A new poll of 12 battleground states by National Public Radio shows Republicans edging out Democrats for control of the U.S. Senate in November, 46-43 percent.
In Colorado, where Democratic incumbent Mark Udall is fighting toe-to-toe with Republican challenger Rep. Cory Gardner, another poll on behalf of the National Mining Association shows Gardner edging Udall by 47-45 percent.
The margin is similar to other polls conducted this year, but most have had Udall nosing ahead, not Gardner.
The NPR poll prompted a last minute fundraising scramble by Udall, whose campaign manager admitted the poll was “good news” for Gardner in an email to the campaign’s finance director,according to an article in the Colorado Observer.
“This is good news for Congressman Gardner who will surely seize on these poll results to boost his fundraising for the Federal Election Commission (FEC) primary deadline [on Tuesday],” the Observerquotes campaign manager Adam Dunstone as writing.
The race is one of several critical contests around the country that could decide which party controls the Senate.
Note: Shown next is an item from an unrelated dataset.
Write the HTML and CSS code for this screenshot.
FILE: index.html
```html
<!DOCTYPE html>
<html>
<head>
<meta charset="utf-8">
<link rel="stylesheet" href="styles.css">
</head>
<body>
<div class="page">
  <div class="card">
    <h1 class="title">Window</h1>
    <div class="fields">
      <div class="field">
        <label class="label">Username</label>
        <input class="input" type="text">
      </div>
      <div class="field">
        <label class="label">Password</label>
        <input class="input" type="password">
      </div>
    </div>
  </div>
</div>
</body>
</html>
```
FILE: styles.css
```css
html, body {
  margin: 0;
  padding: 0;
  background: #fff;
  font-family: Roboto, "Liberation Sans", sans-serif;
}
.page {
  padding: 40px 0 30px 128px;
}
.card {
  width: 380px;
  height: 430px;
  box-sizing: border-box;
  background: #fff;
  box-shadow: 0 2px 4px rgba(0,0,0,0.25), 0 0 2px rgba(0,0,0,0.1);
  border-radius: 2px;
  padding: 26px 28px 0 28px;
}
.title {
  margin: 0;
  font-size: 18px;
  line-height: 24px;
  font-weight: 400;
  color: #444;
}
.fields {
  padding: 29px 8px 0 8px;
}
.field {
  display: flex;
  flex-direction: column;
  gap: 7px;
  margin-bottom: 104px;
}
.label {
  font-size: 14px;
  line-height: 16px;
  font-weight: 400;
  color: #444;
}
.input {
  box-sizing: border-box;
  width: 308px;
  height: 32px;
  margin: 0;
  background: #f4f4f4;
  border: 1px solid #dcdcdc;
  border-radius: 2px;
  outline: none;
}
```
The NPR poll found that President Obama’s job approval rating is lower in the 12 battleground states it surveyed than in the rest of the country. Only 38 percent of those polled approve of the job Obama is doing in office.
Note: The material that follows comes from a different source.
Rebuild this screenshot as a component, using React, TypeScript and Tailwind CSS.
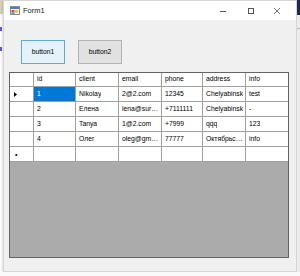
import React from "react";

type Row = {
  id: string;
  client: string;
  email: string;
  phone: string;
  address: string;
  info: string;
};

const rows: Row[] = [
  { id: "1", client: "Nikolay", email: "2@2.com", phone: "12345", address: "Chelyabinsk", info: "test" },
  { id: "2", client: "Елена", email: "lena@sureline.ru", phone: "+7111111", address: "Chelyabinsk", info: "-" },
  { id: "3", client: "Tanya", email: "1@2.com", phone: "+7999", address: "qqq", info: "123" },
  { id: "4", client: "Олег", email: "oleg@gmail.com", phone: "77777", address: "Октябрьская", info: "info" },
];

const cols: { key: keyof Row; label: string; w: string }[] = [
  { key: "id", label: "id", w: "w-[42px]" },
  { key: "client", label: "client", w: "w-[43px]" },
  { key: "email", label: "email", w: "w-[43px]" },
  { key: "phone", label: "phone", w: "w-[41px]" },
  { key: "address", label: "address", w: "w-[43px]" },
  { key: "info", label: "info", w: "w-[41px]" },
];

const FormIcon = () => (
  <svg width="10" height="9" viewBox="0 0 10 9">
    <rect x="0.5" y="0.5" width="9" height="8" fill="#f4f4f4" stroke="#8a8a8a" />
    <rect x="1" y="1" width="8" height="2" fill="#3c7fd6" />
    <rect x="1.5" y="4" width="3" height="2.5" fill="#e04a3a" />
    <rect x="5" y="4" width="3" height="2.5" fill="#f2c230" />
    <rect x="1.5" y="6.5" width="3" height="1.5" fill="#4a9be0" />
  </svg>
);

function GridRow({ row, current }: { row?: Row; current?: boolean }) {
  return (
    <div className="flex h-[15px] border-b border-[#a0a0a0] bg-white">
      <div className="flex w-[24px] items-center border-r border-[#a0a0a0] pl-[4px]">
        {current && (
          <svg width="3" height="5" viewBox="0 0 3 5">
            <path d="M0 0 L3 2.5 L0 5 Z" fill="#000" />
          </svg>
        )}
        {!row && <span className="ml-[1px] text-[7px] leading-none">•</span>}
      </div>
      {cols.map((c, i) => (
        <div
          key={c.key}
          className={`flex ${c.w} items-center overflow-hidden border-r border-[#a0a0a0] last:border-r-0 ${
            current && i === 0 ? "bg-[#0078d7] text-white" : ""
          }`}
        >
          <span className="truncate pl-[3px]">{row ? row[c.key] : ""}</span>
        </div>
      ))}
    </div>
  );
}

export default function App() {
  return (
    <div
      className="flex h-[276px] w-[300px] flex-col overflow-hidden bg-[#f7f7f7] text-black"
      style={{ fontFamily: '"Liberation Sans", Arial, sans-serif' }}
    >
      <div className="flex h-[272px]">
        {/* IDE behind, left */}
        <div className="flex w-[3px] flex-col bg-white">
          <div className="h-[14px] bg-[#d8d4b8]" />
          <div className="mt-[13px] h-[4px] w-[2px] bg-[#5a5af0]" />
          <div className="mt-[16px] h-[4px] w-[2px] bg-[#5a5af0]" />
        </div>

        {/* window */}
        <div className="flex w-[294px] flex-col border border-[#d6d6d6] bg-[#f0f0f0] shadow-[0_1px_3px_rgba(0,0,0,0.25)]">
          <div className="flex h-[19px] shrink-0 items-center bg-white">
            <div className="ml-[6px]">
              <FormIcon />
            </div>
            <span className="ml-[3px] text-[7.5px] text-[#222]">Form1</span>
            <div className="ml-auto flex items-center">
              <div className="flex w-[28px] justify-center">
                <div className="mt-[1px] h-px w-[6px] bg-[#555]" />
              </div>
              <div className="flex w-[28px] justify-center">
                <div className="h-[6px] w-[6px] border border-[#555]" />
              </div>
              <div className="mr-[7px] flex w-[24px] justify-center">
                <svg width="6" height="6" viewBox="0 0 6 6">
                  <path d="M0 0 L6 6 M6 0 L0 6" stroke="#555" strokeWidth="0.8" />
                </svg>
              </div>
            </div>
          </div>

          <div className="flex flex-col px-[5px] pt-[20px] text-[6.8px]">
            <div className="ml-[12px] flex gap-[13px]">
              <div className="flex h-[24px] w-[44px] items-center justify-center border border-[#5fa6e8] bg-[#e5f1fb]">
                button1
              </div>
              <div className="flex h-[24px] w-[44px] items-center justify-center border border-[#b4b4b4] bg-[#e1e1e1]">
                button2
              </div>
            </div>

            <div className="mt-[8px] flex h-[186px] w-[280px] flex-col border border-[#646464] bg-[#ababab]">
              <div className="flex h-[14px] border-b border-[#a0a0a0] bg-white">
                <div className="w-[24px] border-r border-[#a0a0a0]" />
                {cols.map((c) => (
                  <div
                    key={c.key}
                    className={`flex ${c.w} items-center border-r border-[#a0a0a0] last:border-r-0`}
                  >
                    <span className="pl-[3px]">{c.label}</span>
                  </div>
                ))}
              </div>
              {rows.map((r, i) => (
                <GridRow key={r.id} row={r} current={i === 0} />
              ))}
              <GridRow />
            </div>
          </div>
        </div>

        {/* IDE behind, right */}
        <div className="flex w-[3px] flex-col bg-[#ececec]">
          <div className="h-[15px] bg-[#1e2b4d]" />
          <div className="mt-[13px] h-px bg-[#b8b8b8]" />
        </div>
      </div>
      <div className="h-[4px] bg-[#fafafa]" />
    </div>
  );
}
Overall, voters in those states trust Republicans more than Democrats on the key issues of the economy, health care and foreign policy. They’re evenly split over which party they trust more on the future of the middle class.
The poll results represent a “daunting challenge for Democrats” pollster Whit Ayers of Resurgent Republic told NPR.
“That is a huge load for these Democratic candidates to carry all the way through the fall,” he said.
The poll also found that partisan voters were both equally engaged in the campaign, which is somewhat unique for midterm elections, meaning that candidates will be fighting for every vote in November.
“Even with equal enthusiasm, Republican still hold a generic advantage and President Obama is still remarkably unpopular,” Ayers said.